WHAT THIS TASK INVOLVES
In your copy, reproduce the entries exactly as they are, minus the images.

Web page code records
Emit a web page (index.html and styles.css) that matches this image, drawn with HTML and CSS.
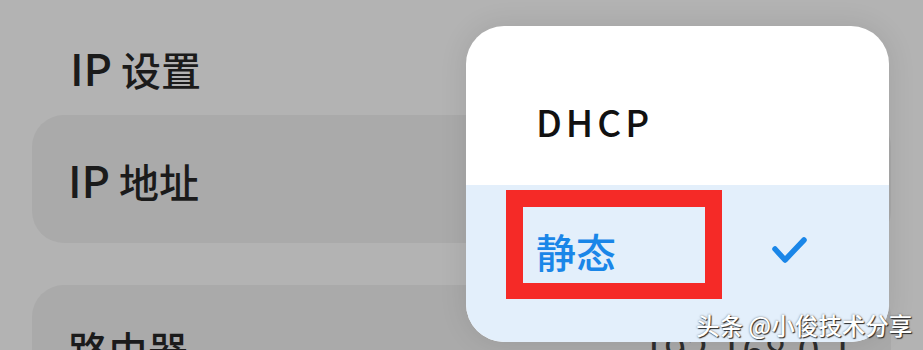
FILE: index.html
```html
<!DOCTYPE html>
<html lang="zh-CN">
<head>
<meta charset="utf-8">
<title>IP 设置</title>
<link rel="stylesheet" href="styles.css">
</head>
<body>
<div class="page">
  <div class="section-title"><span class="lat">IP</span> 设置</div>
  <div class="card">
    <span class="label"><span class="lat">IP</span> 地址</span>
    <span class="value">192.168.0.100</span>
  </div>
  <div class="card">
    <span class="label">路由器</span>
    <span class="value">192.168.0.1</span>
  </div>
</div>

<div class="popup">
  <div class="option">DHCP</div>
  <div class="option selected">
    <span class="option-text">静态</span>
    <svg class="check" width="36" height="30" viewBox="0 0 36 30" aria-hidden="true">
      <polyline points="3,13 13,24 32,4" fill="none" stroke="#1a86e8" stroke-width="5.5" stroke-linecap="round" stroke-linejoin="round"/>
    </svg>
  </div>
</div>

<div class="highlight"></div>

<div class="watermark">头条 @小俊技术分享</div>
</body>
</html>
```

FILE: styles.css
```css
html, body {
  margin: 0;
  padding: 0;
}

body {
  width: 923px;
  height: 350px;
  overflow: hidden;
  background: #b3b3b3;
  font-family: "Noto Sans CJK SC", "Noto Sans", sans-serif;
  color: #1b1b1b;
  position: relative;
}

.page {
  padding: 43px 32px 0 32px;
}

.section-title {
  font-size: 40px;
  line-height: 48px;
  font-weight: 500;
  padding-left: 38px;
  margin-bottom: 22px;
}

.lat {
  font-size: 44px;
}

.card {
  height: 128px;
  border-radius: 32px;
  background: #aaaaaa;
  display: flex;
  align-items: center;
  justify-content: space-between;
  padding: 0 38px 0 36px;
  margin-bottom: 42px;
  font-size: 40px;
  font-weight: 500;
}

.value {
  color: #2e2e2e;
  font-weight: 400;
}

.popup {
  position: absolute;
  left: 466px;
  top: 26px;
  width: 423px;
  height: 316px;
  border-radius: 38px;
  background: #ffffff;
  overflow: hidden;
  display: flex;
  flex-direction: column;
  box-shadow: 0 0 28px rgba(0, 0, 0, 0.10);
}

.option {
  box-sizing: border-box;
  height: 159px;
  display: flex;
  align-items: center;
  padding-left: 70px;
  padding-top: 30px;
  font-size: 37px;
  font-weight: 500;
  letter-spacing: 4px;
  color: #111111;
}

.option.selected {
  flex: 1;
  height: auto;
  padding-top: 0;
  padding-bottom: 25px;
  background: #e3effb;
  color: #1a86e8;
  font-size: 40px;
  letter-spacing: 0;
}

.check {
  margin-left: 156px;
}

.highlight {
  position: absolute;
  left: 506px;
  top: 190px;
  width: 182px;
  height: 76px;
  border: 17px solid #f52a27;
  border-bottom-width: 16px;
}

.watermark {
  position: absolute;
  left: 696px;
  top: 310px;
  font-size: 23.5px;
  line-height: 30px;
  font-weight: 500;
  color: #ffffff;
  text-shadow: 1px 1px 1px #2a2a2a, 0 0 2px rgba(0, 0, 0, 0.5);
  white-space: nowrap;
}
```
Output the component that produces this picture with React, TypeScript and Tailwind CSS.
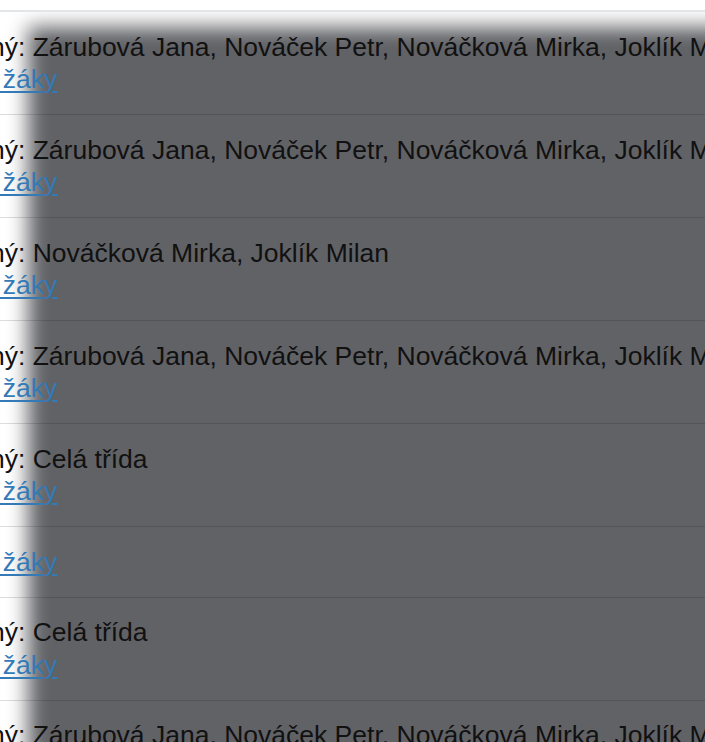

EXERCISE ANSWER
Emit a web page (index.html and styles.css) that matches this image, drawn with HTML and CSS.
FILE: index.html
```html
<!DOCTYPE html>
<html lang="zh-CN">
<head>
<meta charset="utf-8">
<title>IP 设置</title>
<link rel="stylesheet" href="styles.css">
</head>
<body>
<div class="page">
  <div class="section-title"><span class="lat">IP</span> 设置</div>
  <div class="card">
    <span class="label"><span class="lat">IP</span> 地址</span>
    <span class="value">192.168.0.100</span>
  </div>
  <div class="card">
    <span class="label">路由器</span>
    <span class="value">192.168.0.1</span>
  </div>
</div>

<div class="popup">
  <div class="option">DHCP</div>
  <div class="option selected">
    <span class="option-text">静态</span>
    <svg class="check" width="36" height="30" viewBox="0 0 36 30" aria-hidden="true">
      <polyline points="3,13 13,24 32,4" fill="none" stroke="#1a86e8" stroke-width="5.5" stroke-linecap="round" stroke-linejoin="round"/>
    </svg>
  </div>
</div>

<div class="highlight"></div>

<div class="watermark">头条 @小俊技术分享</div>
</body>
</html>
```

FILE: styles.css
```css
html, body {
  margin: 0;
  padding: 0;
}

body {
  width: 923px;
  height: 350px;
  overflow: hidden;
  background: #b3b3b3;
  font-family: "Noto Sans CJK SC", "Noto Sans", sans-serif;
  color: #1b1b1b;
  position: relative;
}

.page {
  padding: 43px 32px 0 32px;
}

.section-title {
  font-size: 40px;
  line-height: 48px;
  font-weight: 500;
  padding-left: 38px;
  margin-bottom: 22px;
}

.lat {
  font-size: 44px;
}

.card {
  height: 128px;
  border-radius: 32px;
  background: #aaaaaa;
  display: flex;
  align-items: center;
  justify-content: space-between;
  padding: 0 38px 0 36px;
  margin-bottom: 42px;
  font-size: 40px;
  font-weight: 500;
}

.value {
  color: #2e2e2e;
  font-weight: 400;
}

.popup {
  position: absolute;
  left: 466px;
  top: 26px;
  width: 423px;
  height: 316px;
  border-radius: 38px;
  background: #ffffff;
  overflow: hidden;
  display: flex;
  flex-direction: column;
  box-shadow: 0 0 28px rgba(0, 0, 0, 0.10);
}

.option {
  box-sizing: border-box;
  height: 159px;
  display: flex;
  align-items: center;
  padding-left: 70px;
  padding-top: 30px;
  font-size: 37px;
  font-weight: 500;
  letter-spacing: 4px;
  color: #111111;
}

.option.selected {
  flex: 1;
  height: auto;
  padding-top: 0;
  padding-bottom: 25px;
  background: #e3effb;
  color: #1a86e8;
  font-size: 40px;
  letter-spacing: 0;
}

.check {
  margin-left: 156px;
}

.highlight {
  position: absolute;
  left: 506px;
  top: 190px;
  width: 182px;
  height: 76px;
  border: 17px solid #f52a27;
  border-bottom-width: 16px;
}

.watermark {
  position: absolute;
  left: 696px;
  top: 310px;
  font-size: 23.5px;
  line-height: 30px;
  font-weight: 500;
  color: #ffffff;
  text-shadow: 1px 1px 1px #2a2a2a, 0 0 2px rgba(0, 0, 0, 0.5);
  white-space: nowrap;
}
```
Output the component that produces this picture with React, TypeScript and Tailwind CSS.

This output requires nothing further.